** PROBLEM TO WORK ON **
Take the material below and retype it in full; pictures are left out.

● ● ● ● ●

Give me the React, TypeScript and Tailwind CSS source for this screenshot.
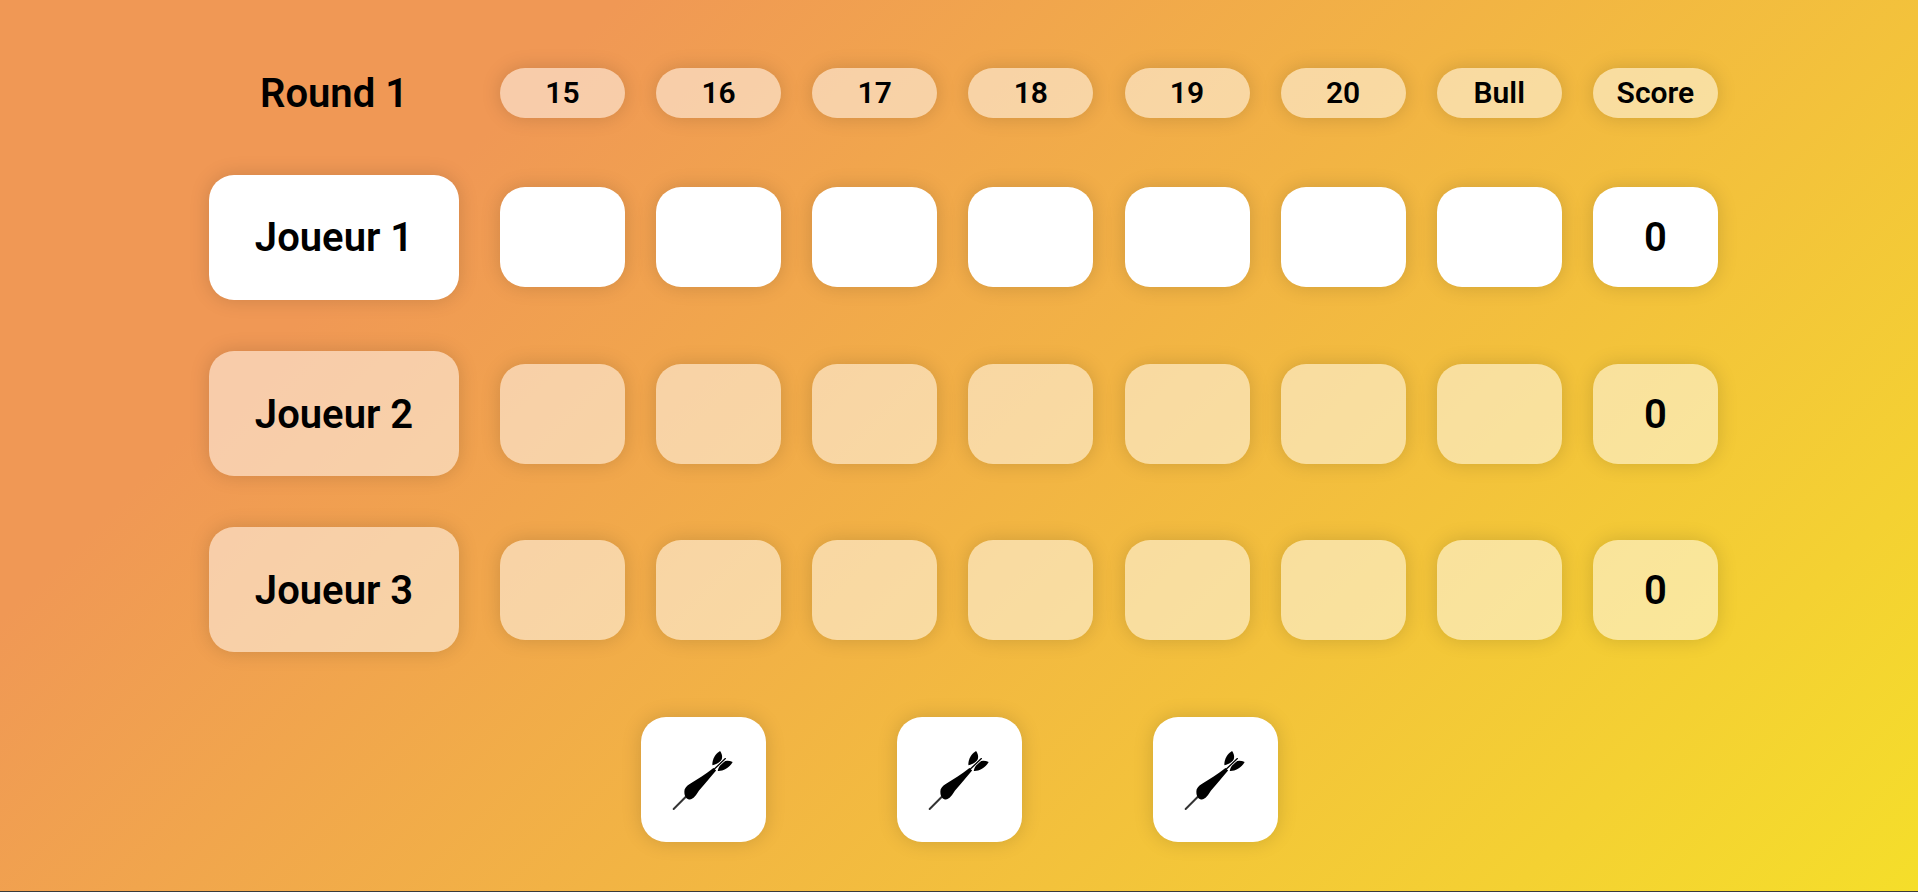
const columns = ["15", "16", "17", "18", "19", "20", "Bull"];
const players = [
  { name: "Joueur 1", active: true },
  { name: "Joueur 2", active: false },
  { name: "Joueur 3", active: false },
];

function DartIcon() {
  return (
    <svg viewBox="152 140 196 196" className="h-[65px] w-[65px]" fill="#000">
      <path d="M160 327 L196 291" stroke="#333" strokeWidth="6" strokeLinecap="round" />
      <path d="M206 298 C197 296 190 285 193 268 C197 258 204 254 212 249 C232 237 256 222 280 203 L288 211 C270 232 252 254 236 272 C228 284 219 300 206 298 Z" />
      <path d="M277 195 C275 181 284 161 300 152 C309 165 308 179 298 186 C292 190 284 193 277 195 Z" />
      <path d="M293 212 C307 213 327 205 338 185 C325 180 310 180 303 190 C298 197 295 204 293 212 Z" />
      <path d="M288 201 L316 175" stroke="#fff" strokeWidth="9" strokeLinecap="butt" />
      <path d="M282 207 L316 175" stroke="#000" strokeWidth="4" strokeLinecap="round" />
    </svg>
  );
}

export default function App() {
  return (
    <div className="flex h-[892px] flex-col border-b border-[#3a3a3a] bg-[linear-gradient(135deg,#f09855_22%,#f5de2a_100%)] pl-[209px] pt-[68px] font-['Roboto',sans-serif] text-black">
      {/* header row */}
      <div className="flex h-[50px] items-center">
        <div className="w-[250px] pt-[2px] text-center text-[40px] font-semibold">Round 1</div>
        <div className="ml-[41px] flex gap-[31.14px]">
          {columns.map((c) => (
            <div
              key={c}
              className="flex h-[50px] w-[125px] items-center justify-center rounded-[25px] bg-white/50 pb-[2px] text-[30px] font-semibold shadow-[0_0_20px_rgba(0,0,0,0.15)]"
            >
              {c}
            </div>
          ))}
          <div className="flex h-[50px] w-[125px] items-center justify-center rounded-[25px] bg-white/50 pb-[2px] text-[30px] font-semibold shadow-[0_0_20px_rgba(0,0,0,0.15)]">
            Score
          </div>
        </div>
      </div>

      {/* players */}
      <div className="mt-[56.6px] flex flex-col gap-[51.45px]">
        {players.map((p) => (
          <div key={p.name} className="flex items-center">
            <div
              className={
                p.active
                  ? "flex h-[125px] w-[250px] items-center justify-center rounded-[25px] bg-white pt-[2px] text-[40px] font-semibold shadow-[0_0_20px_rgba(0,0,0,0.15)]"
                  : "flex h-[125px] w-[250px] items-center justify-center rounded-[25px] bg-white/50 pt-[2px] text-[40px] font-semibold shadow-[0_0_20px_rgba(0,0,0,0.15)]"
              }
            >
              {p.name}
            </div>
            <div className="ml-[41px] flex gap-[31.14px]">
              {columns.map((c) => (
                <div
                  key={c}
                  className={
                    p.active
                      ? "h-[100px] w-[125px] rounded-[25px] bg-white shadow-[0_0_20px_rgba(0,0,0,0.15)]"
                      : "h-[100px] w-[125px] rounded-[25px] bg-white/50 shadow-[0_0_20px_rgba(0,0,0,0.15)]"
                  }
                />
              ))}
              <div
                className={
                  p.active
                    ? "flex h-[100px] w-[125px] items-center justify-center rounded-[25px] bg-white pt-[2px] text-[40px] font-semibold shadow-[0_0_20px_rgba(0,0,0,0.15)]"
                    : "flex h-[100px] w-[125px] items-center justify-center rounded-[25px] bg-white/50 pt-[2px] text-[40px] font-semibold shadow-[0_0_20px_rgba(0,0,0,0.15)]"
                }
              >
                0
              </div>
            </div>
          </div>
        ))}
      </div>

      {/* darts left */}
      <div className="ml-[432px] mt-[64.6px] flex gap-[131px]">
        {[0, 1, 2].map((i) => (
          <div
            key={i}
            className="flex h-[125px] w-[125px] items-center justify-center rounded-[25px] bg-white shadow-[0_0_20px_rgba(0,0,0,0.15)]"
          >
            <DartIcon />
          </div>
        ))}
      </div>
    </div>
  );
}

● ● ● ● ●

** SOLUTION TO THE PROBLEM **
Give me the React, TypeScript and Tailwind CSS source for this screenshot.
const columns = ["15", "16", "17", "18", "19", "20", "Bull"];
const players = [
  { name: "Joueur 1", active: true },
  { name: "Joueur 2", active: false },
  { name: "Joueur 3", active: false },
];

function DartIcon() {
  return (
    <svg viewBox="152 140 196 196" className="h-[65px] w-[65px]" fill="#000">
      <path d="M160 327 L196 291" stroke="#333" strokeWidth="6" strokeLinecap="round" />
      <path d="M206 298 C197 296 190 285 193 268 C197 258 204 254 212 249 C232 237 256 222 280 203 L288 211 C270 232 252 254 236 272 C228 284 219 300 206 298 Z" />
      <path d="M277 195 C275 181 284 161 300 152 C309 165 308 179 298 186 C292 190 284 193 277 195 Z" />
      <path d="M293 212 C307 213 327 205 338 185 C325 180 310 180 303 190 C298 197 295 204 293 212 Z" />
      <path d="M288 201 L316 175" stroke="#fff" strokeWidth="9" strokeLinecap="butt" />
      <path d="M282 207 L316 175" stroke="#000" strokeWidth="4" strokeLinecap="round" />
    </svg>
  );
}

export default function App() {
  return (
    <div className="flex h-[892px] flex-col border-b border-[#3a3a3a] bg-[linear-gradient(135deg,#f09855_22%,#f5de2a_100%)] pl-[209px] pt-[68px] font-['Roboto',sans-serif] text-black">
      {/* header row */}
      <div className="flex h-[50px] items-center">
        <div className="w-[250px] pt-[2px] text-center text-[40px] font-semibold">Round 1</div>
        <div className="ml-[41px] flex gap-[31.14px]">
          {columns.map((c) => (
            <div
              key={c}
              className="flex h-[50px] w-[125px] items-center justify-center rounded-[25px] bg-white/50 pb-[2px] text-[30px] font-semibold shadow-[0_0_20px_rgba(0,0,0,0.15)]"
            >
              {c}
            </div>
          ))}
          <div className="flex h-[50px] w-[125px] items-center justify-center rounded-[25px] bg-white/50 pb-[2px] text-[30px] font-semibold shadow-[0_0_20px_rgba(0,0,0,0.15)]">
            Score
          </div>
        </div>
      </div>

      {/* players */}
      <div className="mt-[56.6px] flex flex-col gap-[51.45px]">
        {players.map((p) => (
          <div key={p.name} className="flex items-center">
            <div
              className={
                p.active
                  ? "flex h-[125px] w-[250px] items-center justify-center rounded-[25px] bg-white pt-[2px] text-[40px] font-semibold shadow-[0_0_20px_rgba(0,0,0,0.15)]"
                  : "flex h-[125px] w-[250px] items-center justify-center rounded-[25px] bg-white/50 pt-[2px] text-[40px] font-semibold shadow-[0_0_20px_rgba(0,0,0,0.15)]"
              }
            >
              {p.name}
            </div>
            <div className="ml-[41px] flex gap-[31.14px]">
              {columns.map((c) => (
                <div
                  key={c}
                  className={
                    p.active
                      ? "h-[100px] w-[125px] rounded-[25px] bg-white shadow-[0_0_20px_rgba(0,0,0,0.15)]"
                      : "h-[100px] w-[125px] rounded-[25px] bg-white/50 shadow-[0_0_20px_rgba(0,0,0,0.15)]"
                  }
                />
              ))}
              <div
                className={
                  p.active
                    ? "flex h-[100px] w-[125px] items-center justify-center rounded-[25px] bg-white pt-[2px] text-[40px] font-semibold shadow-[0_0_20px_rgba(0,0,0,0.15)]"
                    : "flex h-[100px] w-[125px] items-center justify-center rounded-[25px] bg-white/50 pt-[2px] text-[40px] font-semibold shadow-[0_0_20px_rgba(0,0,0,0.15)]"
                }
              >
                0
              </div>
            </div>
          </div>
        ))}
      </div>

      {/* darts left */}
      <div className="ml-[432px] mt-[64.6px] flex gap-[131px]">
        {[0, 1, 2].map((i) => (
          <div
            key={i}
            className="flex h-[125px] w-[125px] items-center justify-center rounded-[25px] bg-white shadow-[0_0_20px_rgba(0,0,0,0.15)]"
          >
            <DartIcon />
          </div>
        ))}
      </div>
    </div>
  );
}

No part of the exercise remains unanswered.